Abstract

The Residue Number System (RNS) is a numeral representation enabling for more efficient addition and multiplication implementations. However, due its non-positional nature, modular reductions, required for example by Elliptic Curve (EC) Cryptography (ECC), become costlier. Traditional approaches to RNS modular reduction resort to the Montgomery algorithm, underpinned by large basis extensions. Recently, Hybrid-Positional Residue Number Systems (HPRs) have been proposed, providing a trade-off between the efficiency of RNS and the flexibility of positional number representations.
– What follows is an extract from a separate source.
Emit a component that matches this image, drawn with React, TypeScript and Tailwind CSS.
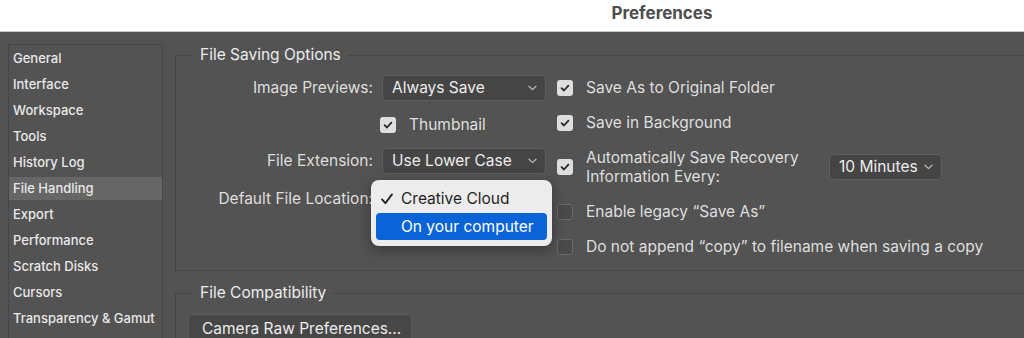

Numbers are represented in a positional representation with the coefficients represented in RNS. By crafting primes of a special form, the complexity of reductions modulo those primes is mitigated, relying on extensions of smaller bases. Due to the need of crafting special primes, this approach is not directly extensible to group operations over currently standardised elliptic curves. In this paper, the Hybrid-Polynomial Residue Number System (HyPoRes) is proposed, enabling for improved modular reductions for any prime. Experimental results show that the modular reduction of HyPoRes, although at most 1.4 times slower than HPR for HPR-crafted primes, is up to 1.4 times faster than a generic RNS approach for primes of ECC standards.

Highlights

  • The Residue Number System (RNS) has found extensive application on cryptographic systems [1], since it reduces the complexity of long-integer additions and multiplications

  • In [4], this problem is mitigated through a mixed positionalRNS representation, called Hybrid-Positional Residue Number System (HPR)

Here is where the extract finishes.